We do not find any substantial basis for the claim that members of the board were prejudiced against appellant, and that because of their attitude they did not give fair consideration to the proofs. The members of the board were acting in their official capacity. The fact that they undertook to restore appellant's license in 1957, subject to a condition apparently intended for his benefit, is scarcely consistent with the claim now made. We agree with the finding of the circuit judge that the record does *348 not support the claim that appellant was not afforded due process of law on the hearing before the board because of occasional interruptions of his counsel's cross-examination of the complaining witness, or by prejudice on the part of the board members or any of them.

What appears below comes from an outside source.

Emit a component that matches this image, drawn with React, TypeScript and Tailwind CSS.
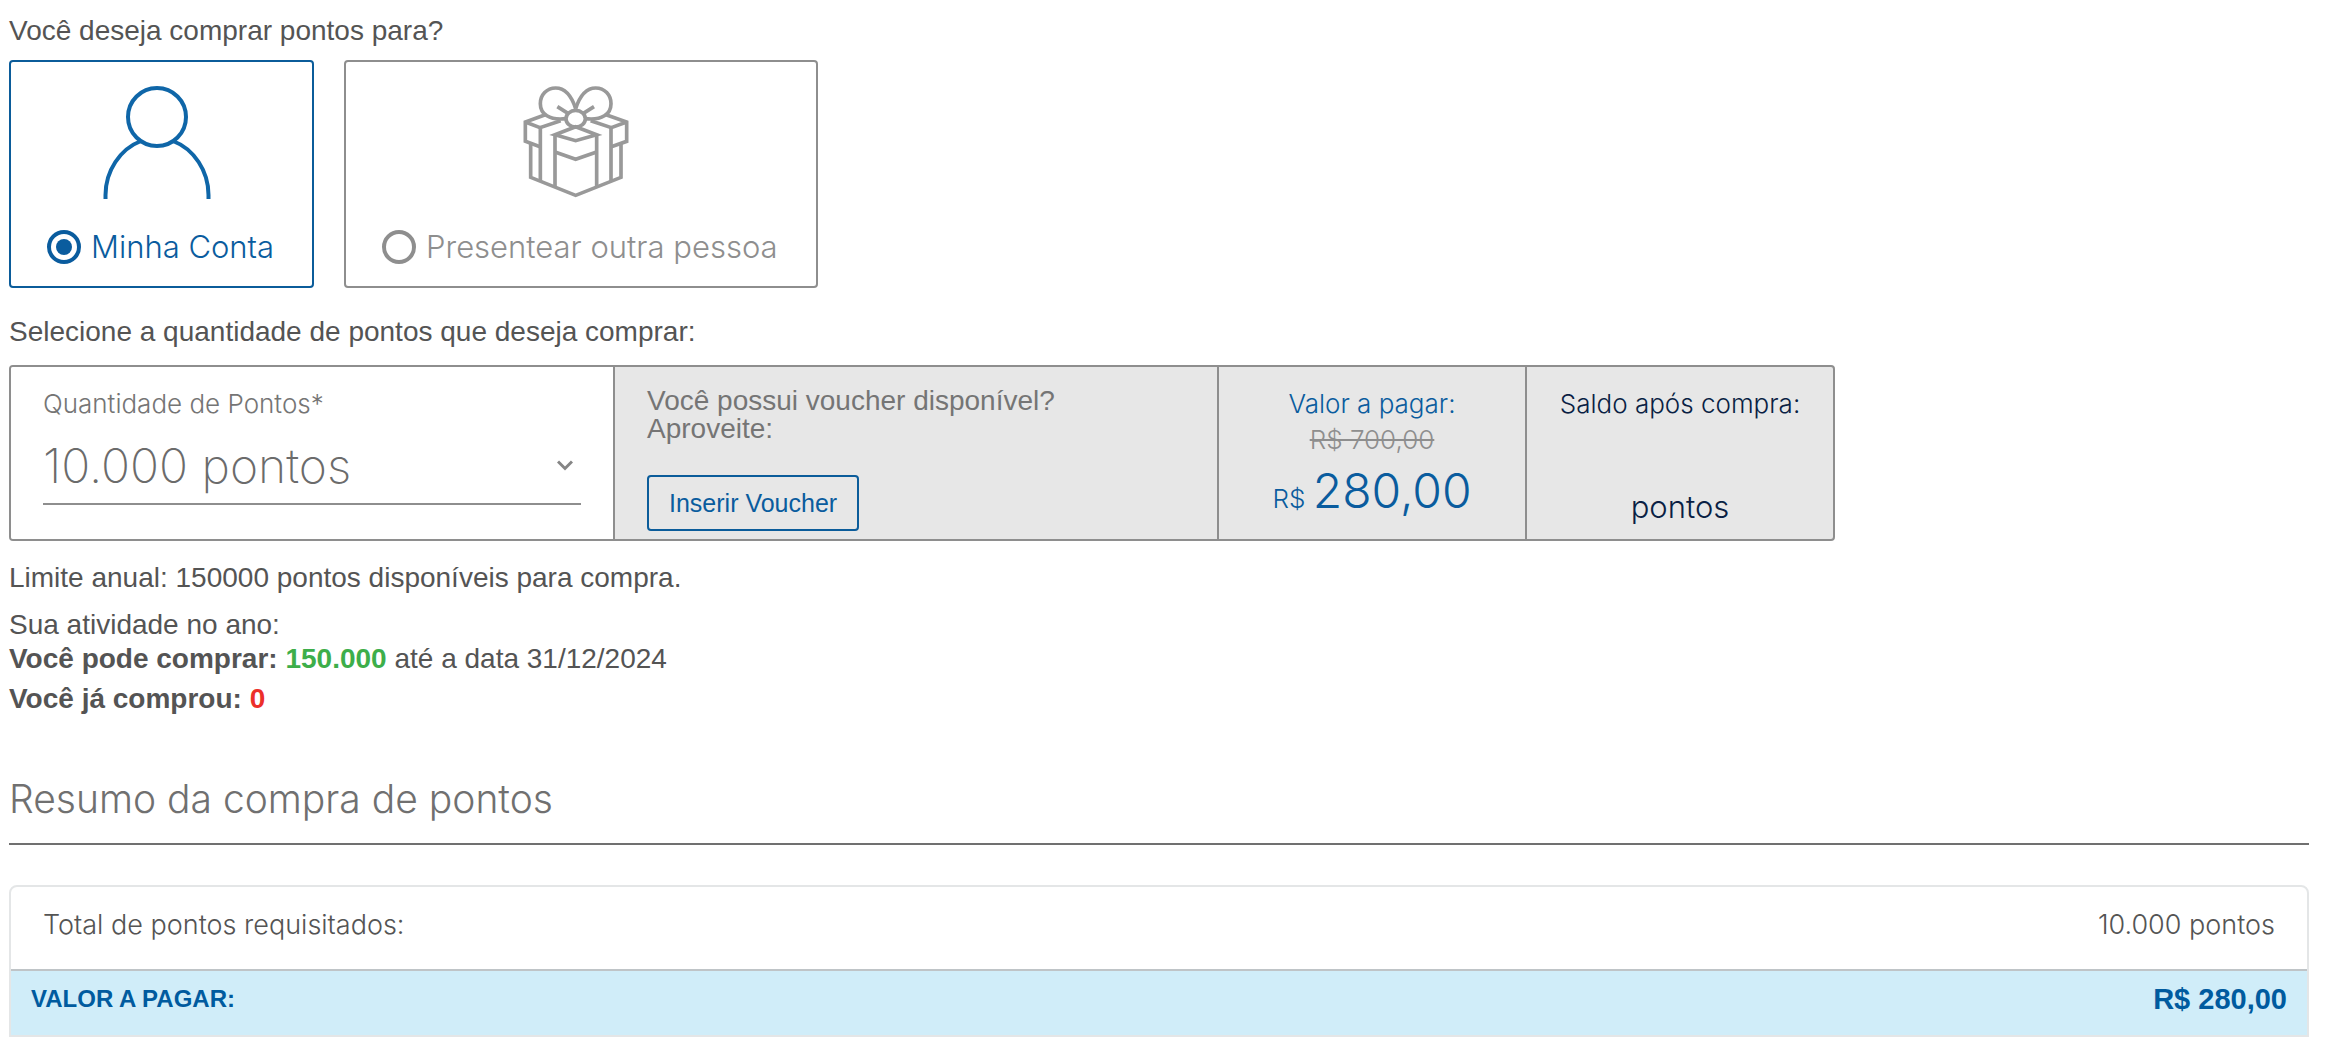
import React, { useState } from 'react';

type Recipient = 'self' | 'gift';

const PersonIcon = () => (
  <svg className="mr-2" width="108" height="114" viewBox="0 0 108 114" fill="none" stroke="#0f66a8" strokeWidth="4" aria-hidden="true">
    <circle cx="54" cy="31" r="29" />
    <path d="M2.500 113V109C2.500 85 17 63 38 55M105.500 113V109C105.500 85 91 63 70 55" />
  </svg>
);

const GiftIcon = () => (
  <svg className="mr-2" width="106" height="114" viewBox="0 0 316 342" fill="none" stroke="#999999" strokeWidth="11" aria-hidden="true">
    {/* Bow */}
    <path d="M157 68C144 28 124 6 97 6C70 6 51 27 51 53C51 84 78 104 128 98" />
    <path d="M157 68C170 28 190 6 217 6C244 6 263 27 263 53C263 84 236 104 186 98" />
    <path d="M102 62L134 82M212 62L180 82" />
    <ellipse cx="157" cy="98" rx="29" ry="25" />
    {/* Lid */}
    <path d="M66 86L6 108V166L50 182M6 108L50 125L112 104" />
    <path d="M248 86L310 108V166L264 182M310 108L264 125L202 104" />
    <path d="M95 146L157 122L220 146L157 164Z" />
    <path d="M95 198L157 220L220 198" />
    {/* Body */}
    <path d="M22 172V274L157 328L293 274V172" />
    <path d="M51 125V285M95 146V302M220 146V302M263 125V285" />
  </svg>
);

interface RecipientCardProps {
  label: string;
  checked: boolean;
  onSelect: () => void;
  icon: React.ReactNode;
}

const RecipientCard: React.FC<RecipientCardProps> = ({ label, checked, onSelect, icon }) => (
  <label
    className={`flex flex-col items-center gap-[27px] rounded border-2 pt-6 pr-[38px] pb-[19px] pl-9 cursor-pointer ${
      checked ? 'border-[#0b5c9a] text-[#0a5c9e]' : 'border-[#8e8e8e] text-[#8e8e8e]'
    }`}
  >
    {icon}
    <span className="flex items-center gap-2.5">
      <input
        type="radio"
        name="recipient"
        checked={checked}
        onChange={onSelect}
        className="size-[34px] shrink-0 appearance-none rounded-full border-4 border-current bg-white p-[5px] checked:bg-current checked:bg-clip-content"
      />
      <span className="font-['Inter',sans-serif] text-[31px] leading-10 font-light">{label}</span>
    </span>
  </label>
);

const amounts = ['10.000', '20.000', '30.000', '50.000'];

export default function App() {
  const [recipient, setRecipient] = useState<Recipient>('self');
  const [amount, setAmount] = useState(amounts[0]);

  return (
    <main className="bg-white pt-[11px] pr-[23px] pb-6 pl-[9px] font-['Liberation_Sans',Arial,sans-serif] text-[28px] leading-10 text-[#545454]">
      <fieldset>
        <legend>Você deseja comprar pontos para?</legend>
        <div className="mt-[9px] flex flex-wrap gap-[30px]">
          <RecipientCard
            label="Minha Conta"
            checked={recipient === 'self'}
            onSelect={() => setRecipient('self')}
            icon={<PersonIcon />}
          />
          <RecipientCard
            label="Presentear outra pessoa"
            checked={recipient === 'gift'}
            onSelect={() => setRecipient('gift')}
            icon={<GiftIcon />}
          />
        </div>
      </fieldset>

      <p className="mt-6">Selecione a quantidade de pontos que deseja comprar:</p>

      <section className="mt-[13px] grid w-full max-w-[1826px] grid-cols-[604fr_604fr_308fr_306fr] divide-x-2 divide-[#8e8e8e] overflow-hidden rounded border-2 border-[#8e8e8e] bg-[#e7e7e7]">
        <div className="bg-white px-8 pt-[17px]">
          <label htmlFor="amount" className="block font-['Inter',sans-serif] text-[26px] font-light text-[#757575]">
            Quantidade de Pontos*
          </label>
          <div className="relative">
            <select
              id="amount"
              value={amount}
              onChange={(e) => setAmount(e.target.value)}
              className="h-[81px] w-full appearance-none border-b-2 border-[#8e8e8e] bg-transparent pt-1 font-['Inter',sans-serif] text-[48px] leading-[64px] font-extralight text-[#6b6b6b] outline-none"
            >
              {amounts.map((value) => (
                <option key={value} value={value}>
                  {value} pontos
                </option>
              ))}
            </select>
            <svg
              className="pointer-events-none absolute top-9 right-2"
              width="16"
              height="11"
              viewBox="0 0 16 11"
              fill="none"
              stroke="#858585"
              strokeWidth="3"
              aria-hidden="true"
            >
              <path d="M1 1.500L8 8.500L15 1.500" />
            </svg>
          </div>
        </div>

        <div className="flex flex-col items-start px-8 pt-5 pb-2">
          <p className="leading-7 text-[#757575]">
            Você possui voucher disponível?
            <br />
            Aproveite:
          </p>
          <button
            type="button"
            className="mt-8 h-14 rounded border-2 border-[#0b5c9a] px-5 text-[25px] text-[#0a5c9e]"
          >
            Inserir Voucher
          </button>
        </div>

        <div className="pt-[17px] text-center font-['Inter',sans-serif] text-[26px] font-light text-[#0a5c9e]">
          <p>Valor a pagar:</p>
          <p className="leading-8 text-[#8e8e8e] line-through">R$ 700,00</p>
          <p className="leading-[70px]">
            R$ <strong className="text-[48px] font-light">280,00</strong>
          </p>
        </div>

        <div className="flex flex-col justify-between pt-[17px] pb-3 text-center font-['Inter',sans-serif] text-[26px] font-light text-[#0a1f44]">
          <p>Saldo após compra:</p>
          <p className="text-[31px]">pontos</p>
        </div>
      </section>

      <p className="mt-[17px]">Limite anual: 150000 pontos disponíveis para compra.</p>
      <div className="mt-2.5 leading-[34px]">
        <p>Sua atividade no ano:</p>
        <p>
          <b>
            Você pode comprar: <span className="text-[#3dae4a]">150.000</span>
          </b>{' '}
          até a data 31/12/2024
        </p>
        <p className="mt-1.5 font-bold">
          Você já comprou: <span className="text-[#ec2f2a]">0</span>
        </p>
      </div>

      <h2 className="mt-[59px] border-b-2 border-[#707070] pb-5 font-['Inter',sans-serif] text-[39px] leading-[48px] font-light text-[#707070]">
        Resumo da compra de pontos
      </h2>

      <table className="mt-10 w-full border-separate border-spacing-0 rounded-t-lg border-2 border-[#e4e6e7]">
        <tbody>
          <tr className="font-['Inter',sans-serif] text-[27px]">
            <th scope="row" className="border-b-2 border-[#bfc4c7] pt-[18px] pb-6 pl-8 text-left font-light">
              Total de pontos requisitados:
            </th>
            <td className="border-b-2 border-[#bfc4c7] pt-[18px] pr-8 pb-6 text-right font-light">
              {amount} pontos
            </td>
          </tr>
          <tr className="bg-[#d0edf9] font-bold text-[#005b9f]">
            <th scope="row" className="pt-2 pb-4 pl-5 text-left text-2xl leading-10">
              VALOR A PAGAR:
            </th>
            <td className="pt-2 pr-5 pb-4 text-right text-[29px]">R$ 280,00</td>
          </tr>
        </tbody>
      </table>
    </main>
  );
}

The credibility of the witnesses appearing before the defendant board on the hearing was primarily a matter to be determined by the board members. If the complaining witness testified truthfully the conclusion might well be drawn that appellant was guilty of conduct highly improper and indecent in character, and involved moral turpitude. He denied the conduct charged against him, and hence the issue was squarely presented whether he was guilty thereof. The board determined that issue, as it had a right to do. Conviction of a criminal offense in a court of competent jurisdiction was not essential to the right to revoke the license. Hanson v. Michigan State Board of Registration in Medicine, 253 Mich 601, 608. In the case cited this Court held that in a proceeding to review the revocation of a license granted to a medical practitioner the board's finding of facts based on competent evidence is binding upon the court. The opinion also discussed the essentials of due process. Measured by the tests applied in that case it must be said that there was no denial of due process in the proceeding now before us. In In re Van Hyning, 257 Mich 146, this Court sustained the revocation of a license of a physician to practice medicine and surgery on the ground that there was competent evidence to support the findings. There, as in the case at bar, the objections made were based on alleged unfairness on the part of members of the board, and the conduct of the hearing was characterized by counsel as "arbitrary."

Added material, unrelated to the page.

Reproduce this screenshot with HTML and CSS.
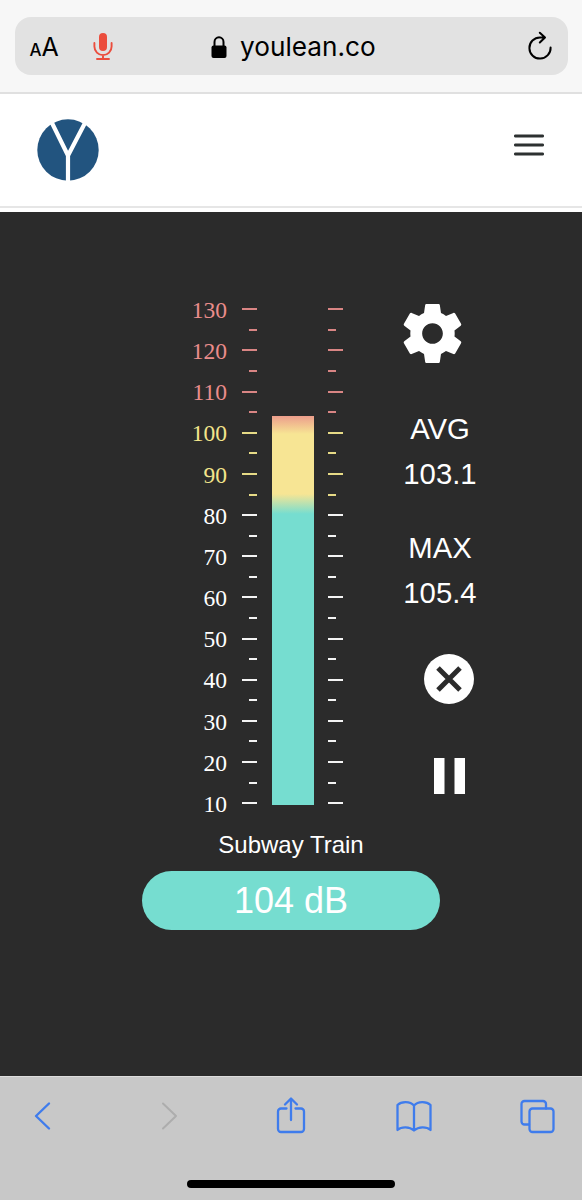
FILE: index.html
```html
<!DOCTYPE html>
<html lang="en">
<head>
  <meta charset="UTF-8">
  <meta name="viewport" content="width=device-width,initial-scale=1.0">
  <title>Youlean Online Loudness Meter</title>
  <link rel="stylesheet" href="styles.css">
</head>
<body>
  <header class="browser-bar">
    <div class="address">
      <span class="text-size"><small>A</small>A</span>
      <svg class="mic" width="20" height="30" viewBox="0 0 20 30">
        <rect x="6" y="1" width="8" height="18" rx="4" fill="#eb4d3d"/>
        <path d="M1.400 11v3.500a8.600 8.600 0 0 0 17.200 0V11M10 23v4M4 27h12" fill="none" stroke="#eb4d3d" stroke-width="1.900" stroke-linecap="round"/>
      </svg>
      <div class="site">
        <svg width="16" height="23" viewBox="0 0 16 23">
          <rect x="0.500" y="9.500" width="15" height="12.500" rx="2"/>
          <path d="M3.500 11V6a4.500 4.700 0 0 1 9 0v5" fill="none" stroke="#000" stroke-width="2"/>
        </svg>
        <span>youlean.co</span>
      </div>
      <svg class="reload" width="26" height="30" viewBox="0 0 26 30" fill="none" stroke="#000" stroke-width="2" stroke-linecap="round" stroke-linejoin="round">
        <path d="M23.600 16.500A10.600 10.600 0 1 1 13 6.400h4.500M12.800 1.700l5.200 4.800-5.200 5"/>
      </svg>
    </div>
  </header>

  <nav class="site-nav">
    <svg class="logo" width="62" height="62" viewBox="0 0 62 62">
      <circle cx="31" cy="31" r="30.700" fill="#22547f"/>
      <path d="M14.500 3L31 36.500 48.500 3M31 35v27" fill="none" stroke="#fff" stroke-width="4.200"/>
    </svg>
    <svg class="menu" width="30" height="22" viewBox="0 0 30 22" stroke="#2d3131" stroke-width="2.900" stroke-linecap="round">
      <path d="M1.400 2h27.200M1.400 11h27.200M1.400 20h27.200"/>
    </svg>
  </nav>

  <main class="app">
    <div class="meter">
      <ol class="labels">
        <li>130</li><li>120</li><li>110</li><li>100</li><li>90</li><li>80</li><li>70</li>
        <li>60</li><li>50</li><li>40</li><li>30</li><li>20</li><li>10</li>
      </ol>
      <div class="ticks ticks-left">
        <i></i><i></i><i></i><i></i><i></i><i></i><i></i><i></i><i></i><i></i><i></i><i></i><i></i>
        <i></i><i></i><i></i><i></i><i></i><i></i><i></i><i></i><i></i><i></i><i></i><i></i>
      </div>
      <div class="bar"></div>
      <div class="ticks">
        <i></i><i></i><i></i><i></i><i></i><i></i><i></i><i></i><i></i><i></i><i></i><i></i><i></i>
        <i></i><i></i><i></i><i></i><i></i><i></i><i></i><i></i><i></i><i></i><i></i><i></i>
      </div>
      <aside class="side">
        <svg class="gear" width="71" height="71" viewBox="0 0 24 24" fill="#fff">
          <path d="M19.430 12.980c.04-.32.07-.64.07-.98s-.03-.66-.07-.98l2.110-1.650c.19-.15.24-.42.12-.64l-2-3.460c-.12-.22-.39-.3-.61-.22l-2.490 1c-.52-.4-1.080-.73-1.690-.98l-.38-2.650C14.460 2.180 14.250 2 14 2h-4c-.25 0-.46.18-.49.42l-.38 2.650c-.61.25-1.170.59-1.690.98l-2.490-1c-.23-.09-.49 0-.61.22l-2 3.460c-.13.22-.07.49.12.64l2.110 1.650c-.04.32-.07.65-.07.98s.03.66.07.98l-2.110 1.650c-.19.15-.24.42-.12.64l2 3.460c.12.22.39.3.61.22l2.490-1c.52.4 1.080.73 1.690.98l.38 2.650c.03.24.24.42.49.42h4c.25 0 .46-.18.49-.42l.38-2.650c.61-.25 1.170-.59 1.690-.98l2.490 1c.23.09.49 0 .61-.22l2-3.460c.12-.22.07-.49-.12-.64l-2.110-1.650zM12 15.500c-1.930 0-3.500-1.570-3.500-3.500s1.570-3.500 3.500-3.500 3.500 1.570 3.500 3.500-1.570 3.500-3.500 3.500z"/>
        </svg>
        <p class="stat">AVG<br>103.1</p>
        <p class="stat">MAX<br>105.4</p>
        <svg class="reset" width="50" height="50" viewBox="0 0 50 50">
          <circle cx="25" cy="25" r="25" fill="#fff"/>
          <path d="M14 14l22 22M36 14l-22 22" stroke="#2b2b2b" stroke-width="5"/>
        </svg>
        <svg class="pause" width="31" height="36" viewBox="0 0 31 36" fill="#fff">
          <path d="M0 0h10.500v36H0zM20.500 0H31v36H20.500z"/>
        </svg>
      </aside>
    </div>
    <p class="source">Subway Train</p>
    <div class="level">104 dB</div>
  </main>

  <footer class="toolbar">
    <div class="actions">
      <svg viewBox="0 0 40 40"><path d="M24 7.500L11 20 24 32.500" stroke-width="2.400"/></svg>
      <svg class="off" viewBox="0 0 40 40"><path d="M15 7.500L28 20 15 32.500" stroke-width="2"/></svg>
      <svg viewBox="0 0 40 40">
        <path d="M15.500 12.500H10a3 3 0 0 0-3 3V33a3 3 0 0 0 3 3h20a3 3 0 0 0 3-3V15.500a3 3 0 0 0-3-3h-5.500M20 24V3M14 8.500L20 2.500l6 6"/>
      </svg>
      <svg viewBox="0 0 40 40">
        <path d="M20 9.500C16 5 7.500 5 3.500 9v25c4-3.500 12-3.500 16.500.5 4.500-4 12.500-4 16.500-.5V9c-4-4-12.500-4-16.500.5v25"/>
      </svg>
      <svg viewBox="0 0 40 40">
        <path d="M12 28.500H7.500a3 3 0 0 1-3-3V8a3 3 0 0 1 3-3H26a3 3 0 0 1 3 3v4.500"/>
        <rect x="12.500" y="12.500" width="24" height="23.500" rx="3"/>
      </svg>
    </div>
    <div class="home-line"></div>
  </footer>
</body>
</html>
```
FILE: styles.css
```css
*{margin:0;padding:0;box-sizing:border-box;}
body{width:582px;height:1200px;overflow:hidden;display:flex;flex-direction:column;background:#fff;font-family:"Liberation Sans",Arial,sans-serif;}
svg{display:block;flex:none;}

/* address bar */
.browser-bar{height:94px;padding:17px 14.5px 0;background:#f7f7f7;border-bottom:2px solid #e0e0e0;}
.address{height:58px;padding:0 15px;display:flex;align-items:center;background:#e2e2e2;border-radius:16px;font-family:Inter,sans-serif;color:#000;}
.text-size{width:63px;margin-top:4px;font-size:25px;line-height:30px;white-space:nowrap;}
.text-size small{font-size:17px;font-weight:500;}
.mic{margin-top:2px;}
.site{display:flex;align-items:center;gap:13px;margin:2px 0 0 98.500px;font-size:26.2px;line-height:32px;}
.reload{margin-left:auto;}

/* site header */
.site-nav{height:114px;padding:0 38px 0 36.5px;display:flex;justify-content:space-between;align-items:center;border-bottom:2px solid #e6e6e6;}
.menu{margin-top:-11px;}

/* meter */
.app{flex:1;margin-top:4px;padding-top:76px;background:#2b2b2b;color:#fff;}
.meter{display:flex;align-items:flex-start;padding-left:180px;}
.labels{list-style:none;width:47px;margin-right:15px;font-family:"Liberation Serif","Times New Roman",serif;font-size:23.500px;text-align:right;}
.labels li{height:41.17px;line-height:44.500px;}
.labels li:nth-child(-n+5){color:#f3e58b;}
.labels li:nth-child(-n+3){color:#ea8d8b;}
.ticks{width:15px;height:496px;margin-top:20.300px;display:flex;flex-direction:column;justify-content:space-between;align-items:flex-start;}
.ticks-left{align-items:flex-end;}
.ticks i{width:15px;height:2px;background:#f4f4f4;}
.ticks i:nth-child(even){width:8px;}
.ticks i:nth-child(-n+10){background:#e6da86;}
.ticks i:nth-child(-n+6){background:#d98584;}
.bar{width:42px;height:389px;margin:128px 14.5px 0;background:linear-gradient(#ec9e8c 0,#f7e594 18px,#f7e594 78px,#76ddd0 98px);}

.side{width:120px;margin-left:37px;display:flex;flex-direction:column;align-items:center;}
.gear{margin:9.5px 15px 0 0;}
.stat{height:90px;margin-top:37px;font-size:29.300px;line-height:45px;text-align:center;}
.stat + .stat{margin-top:29.500px;}
.reset{margin:39px 0 0 18px;}
.pause{margin:54px 0 0 18px;}

.source{margin-top:8px;font-size:24px;line-height:28px;text-align:center;}
.level{width:298px;height:58.500px;margin:12px auto 0;background:#76ddd0;border-radius:30px;font-size:36px;line-height:60px;text-align:center;}

/* bottom toolbar */
.toolbar{height:124px;padding:19px 25px 0;background:#c8c8c8;border-top:1px solid #dedede;}
.actions{display:flex;justify-content:space-between;}
.actions svg{width:40px;height:40px;fill:none;stroke:#3f7cec;stroke-width:2.300;stroke-linecap:round;stroke-linejoin:round;}
.actions .off{stroke:#adadad;}
.home-line{width:208px;height:8px;margin:44px auto 0;background:#000;border-radius:4px;}
```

*349 As before indicated, the board was well within its rights in accepting as correct the testimony of the complaining witness, notwithstanding that such testimony was denied by appellant and that 2 witnesses produced by him, one his employee and the other admittedly having impaired hearing, claimed that they did not see or hear any indication of the incident on which the charge leading to revocation of license was based. It may not be said, as counsel for appellant argue, that the factual findings of the board were "contrary to the overwhelming weight of the evidence." Our review of the record satisfies us that the claims made on behalf of appellant are not supported by the record before us, that the defendant board had the requisite authority to revoke the license, and that the order entered by the circuit court of Ingham county should be affirmed. An order will enter accordingly, with costs to appellee.
DETHMERS, KELLY, BLACK, KAVANAGH, SOURIS, and OTIS M. SMITH, JJ., concurred.
ADAMS, J., did not sit.NOTES
[*] PA 1899, No 237, as amended (CL 1948 and CLS 1956, § 338.51 et seq., as amended [Stat Ann 1956 Rev and 1961 Cum Supp § 14.531 et seq.]).
 CLS 1956, § 24.101 et seq. (Stat Ann 1961 Rev § 3.560[21.1] et seq.).